The one thing I can say about Frontier’s online support is that they were quick to respond to my chat request. They were not very effective at dispensing information, though. Even when I gave them a sample address in one of their service areas, they couldn’t answer any of my questions about pricing or channel availability. I tried starting three separate chat conversations with agents, and two of them tried to refer me to the 1-800 number after I asked them one question each. The third agent honestly admitted she had no answers to my questions.
As soon as I said I was asking for information and was not a customer, they had a very hard time providing any answers about their service. If someone is already a customer, they may have a better experience at getting their questions answered. It seems, however, that helping prospective customers is an important component in finding new customers and expanding the business.

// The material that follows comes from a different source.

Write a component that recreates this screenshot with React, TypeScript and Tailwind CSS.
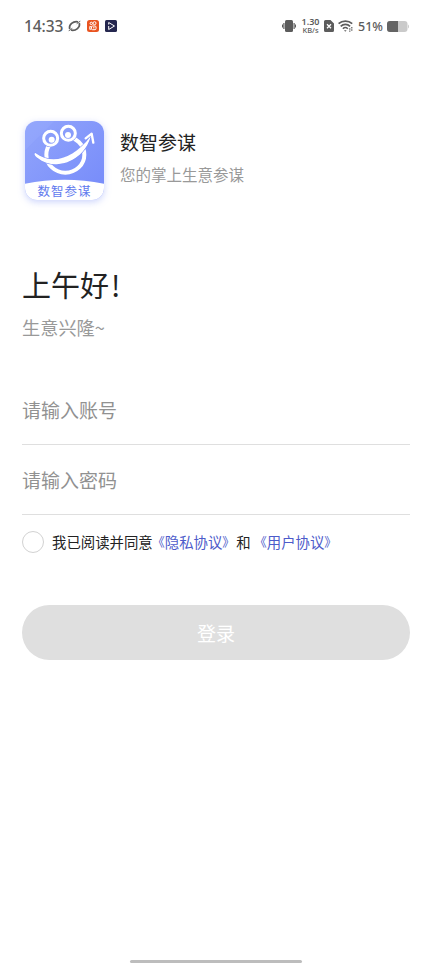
function StatusBar() {
  return (
    <div className="flex h-[52px] items-center justify-between pl-6 pr-[23px] text-[#5c5c5c]">
      <div className="flex items-center">
        <span className="w-[44px] font-['Noto_Sans',sans-serif] text-[15.5px] font-medium leading-5 tracking-[-0.1px]">14:33</span>
        <svg className="h-3 w-[13px]" viewBox="0 0 13 12" fill="none" stroke="currentColor" strokeLinecap="round">
          <path d="M1.600 8.500C.8 4.500 5 1.200 9.500 1.800M11.400 3.500C12.200 7.500 8 10.800 3.500 10.200" strokeWidth="1.700" />
          <path d="M1 10.800C2 9.500 2.800 9.300 4 8.500M12 1.200C11 2.500 10.200 2.700 9 3.500" strokeWidth="1" />
        </svg>
        <svg className="ml-[6px] h-3 w-3" viewBox="0 0 12 12" fill="none">
          <rect width="12" height="12" rx="2.500" fill="#e95420" />
          <g stroke="#fff" strokeWidth="1">
            <circle cx="4.300" cy="3.400" r="1.200" />
            <circle cx="7.500" cy="3.200" r="1.500" />
            <rect x="4.500" y="6" width="4.500" height="3.700" rx="1" />
            <path d="M4.500 7 2.800 6.400v3l1.700-.6M6 7.800h1.500" />
          </g>
        </svg>
        <svg className="ml-[6px] h-3 w-3" viewBox="0 0 12 12" fill="none">
          <rect width="12" height="12" rx="1.500" fill="#25274f" />
          <path d="M3.700 4.500V2.500L9.500 6 3.700 9.500V6" stroke="#fff" strokeWidth="1" />
        </svg>
      </div>
      <div className="flex items-center">
        <svg className="h-3 w-[14px]" viewBox="0 0 14 12" fill="currentColor">
          <rect x="3" width="8" height="12" rx="1.500" />
          <path d="M1.300 3H2.500V9H1.300zM0 4.500H1V7.500H0zM11.500 3h1.200v6h-1.200zM13 4.500h1v3h-1z" />
        </svg>
        <div className="ml-[4px] w-[21px] whitespace-nowrap text-center font-['Noto_Sans',sans-serif] font-semibold leading-[8px]">
          <div className="text-[9px]">1.30</div>
          <div className="text-[7.5px] font-medium">KB/s</div>
        </div>
        <svg className="ml-[3px] h-3 w-[10px]" viewBox="0 0 10 12">
          <path d="M1.500 0H6.500L10 3.500v7A1.500 1.500 0 0 1 8.500 12h-7A1.500 1.500 0 0 1 0 10.500v-9A1.500 1.500 0 0 1 1.500 0z" fill="currentColor" />
          <path d="m3 4.200 4 4m0-4-4 4" stroke="#fff" strokeWidth="1.300" />
        </svg>
        <svg className="ml-1 h-3 w-4" viewBox="0 0 16 12" fill="none" stroke="currentColor">
          <path d="M.6 3.700a10 10 0 0 1 13.600 0M2.700 6.300a6.700 6.700 0 0 1 9.400 0" strokeWidth="1.700" />
          <path d="M4.900 8.700a3.500 3.500 0 0 1 4.900 0" strokeWidth="1.600" />
          <path d="m6 10.200 1.300 1.600 1.300-1.600z" fill="currentColor" stroke="none" />
          <path d="M11.800 8.200v3.500M13.800 7v3.800" strokeWidth="1.200" strokeDasharray="1.500 .8" />
        </svg>
        <span className="ml-1 mt-[1px] w-[25px] whitespace-nowrap font-['Noto_Sans',sans-serif] text-[12.5px] font-medium leading-5">51%</span>
        <svg className="ml-[4px] h-[11px] w-[22px]" viewBox="0 0 22 11">
          <path d="M3 0h14.500a3 3 0 0 1 3 3v5a3 3 0 0 1-3 3H3a3 3 0 0 1-3-3V3a3 3 0 0 1 3-3z" fill="#cacaca" />
          <path d="M3 0h8v11H3a3 3 0 0 1-3-3V3a3 3 0 0 1 3-3z" fill="#646464" />
          <path d="M21 3.500q1 .5 1 2t-1 2z" fill="#cacaca" />
        </svg>
      </div>
    </div>
  )
}

function Logo() {
  return (
    <div className="relative h-[79px] w-[79px] overflow-hidden rounded-[12px] shadow-[0_2px_7px_rgba(105,130,245,0.35)]">
      <svg className="h-full w-full" viewBox="0 0 237 237" fill="none">
        <defs>
          <linearGradient id="logo-bg" x1="0" y1="0" x2="1" y2="1">
            <stop offset="0" stopColor="#92a5fb" />
            <stop offset="1" stopColor="#758afa" />
          </linearGradient>
        </defs>
        <rect width="237" height="237" fill="url(#logo-bg)" />
        <path d="M0 88 88 0H0z" fill="#9bafff" opacity=".3" />
        <path d="M0 188Q118 164 237 188V237H0z" fill="#fff" />
        {/* face outline */}
        <ellipse cx="121" cy="101" rx="57" ry="54" stroke="#fff" strokeWidth="12" />
        {/* smile swoosh with the arrow tip */}
        <path d="M31 96C80 133 144 116 197 46C178 120 92 154 37 110C29 104 26 98 31 96z" fill="#fff" stroke="#8095fa" strokeWidth="4" />
        <path d="M31 96C80 133 144 116 197 46C178 120 92 154 37 110C29 104 26 98 31 96z" fill="#fff" />
        <path d="M182 52 200 38 205 65" stroke="#fff" strokeWidth="7" strokeLinejoin="round" strokeLinecap="round" />
        {/* eyes */}
        <circle cx="104" cy="42" r="18" fill="#899dfb" />
        <circle cx="77" cy="52" r="27" fill="#899dfb" />
        <circle cx="130" cy="37" r="27" fill="#899dfb" />
        <circle cx="77" cy="52" r="21" stroke="#fff" strokeWidth="9" />
        <circle cx="130" cy="37" r="21" stroke="#fff" strokeWidth="9" />
        <circle cx="80" cy="56" r="9" fill="#fff" />
        <circle cx="129" cy="42" r="9" fill="#fff" />
      </svg>
      <span className="absolute inset-x-0 bottom-[2px] text-center text-[12.500px] leading-[14px] tracking-[1px] text-[#6079ee]">数智参谋</span>
    </div>
  )
}

function AgreementLink({ title }: { title: string }) {
  return (
    <a className="flex items-center text-[#4d5bca]">
      <span className="flex w-[9px] justify-end text-[12.500px]">《</span>
      <span>{title}</span>
      <span className="w-[9px] text-[12.500px]">》</span>
    </a>
  )
}

export default function App() {
  return (
    <div className="flex h-[964px] w-[432px] flex-col bg-white font-['Noto_Sans_CJK_SC',sans-serif] text-[#222]">
      <StatusBar />
      <main className="px-[22px]">
        <header className="mt-[69px] flex pl-[3px]">
          <Logo />
          <div className="ml-4 pt-[7px]">
            <h1 className="text-[19px] leading-7">数智参谋</h1>
            <p className="mt-[6px] text-[15.500px] leading-6 text-[#999]">您的掌上生意参谋</p>
          </div>
        </header>

        <h2 className="mt-[64px] text-[29px] leading-10">上午好<span className="ml-[2px]">!</span></h2>
        <p className="mt-[9px] text-[18.200px] leading-7 text-[#999]">生意兴隆~</p>

        <form className="mt-[34px]">
          <input
            type="text"
            aria-label="账号"
            placeholder="请输入账号"
            className="block h-[70px] w-full border-b border-[#dfdfdf] text-[19px] outline-none placeholder:text-[#919191]"
          />
          <input
            type="password"
            aria-label="密码"
            placeholder="请输入密码"
            className="block h-[70px] w-full border-b border-[#dfdfdf] text-[19px] outline-none placeholder:text-[#919191]"
          />
          <div className="mt-[15px] flex h-6 items-center whitespace-nowrap text-[14.400px] [font-feature-settings:'halt']">
            <button type="button" aria-label="同意" className="mr-2 h-[22px] w-[22px] rounded-full border border-[#d2d2d2]" />
            <span className="mr-[3px]">我已阅读并同意</span>
            <AgreementLink title="隐私协议" />
            <span className="ml-[5px] mr-[7px]">和</span>
            <AgreementLink title="用户协议" />
          </div>
          <button type="button" className="mt-[51px] h-[55px] w-full rounded-full bg-[#dfdfdf] pt-[2px] text-[19px] text-white">登录</button>
        </form>
      </main>
      <div className="mx-auto mb-[1px] mt-auto h-[3px] w-[172px] rounded-full bg-[#bdbdbd]" />
    </div>
  )
}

On a positive note, some online reviews remarked that the customer service seems to be improving slowly but surely. These reviews were very hard to find, but good reviews for any such telecom provider are rare. Telecom companies have notorious reputations for their poor customer service. Frontier was no exception, and based on the ratings from ACSI and JD Power, it appears the company has a long way to go in improving its customer service reviews. We would rate Frontier a lower-than-average five out of ten.
Contact info and other details about support can be found here.
Vantage has a lot going for it, but some fundamental issues to fix.
Frontier’s Vantage TV seems to have a great product with an intelligent interface, an impressive DVR, and a wide variety of channels, but their poor customer service and slowly expanding coverage areas are two strikes against them.
If you are in a rural area with reliable internet and have a love of sports and HD programming, Vantage’s services could look pretty tempting. Just realize you will be paying a premium price for your premium services.
We suggest the Vantage TV Extreme package with its impressive sports lineup and premium channels like HBO and Cinemax. It’s not as pricey as the top package and has an impressive 250+ channels to choose from.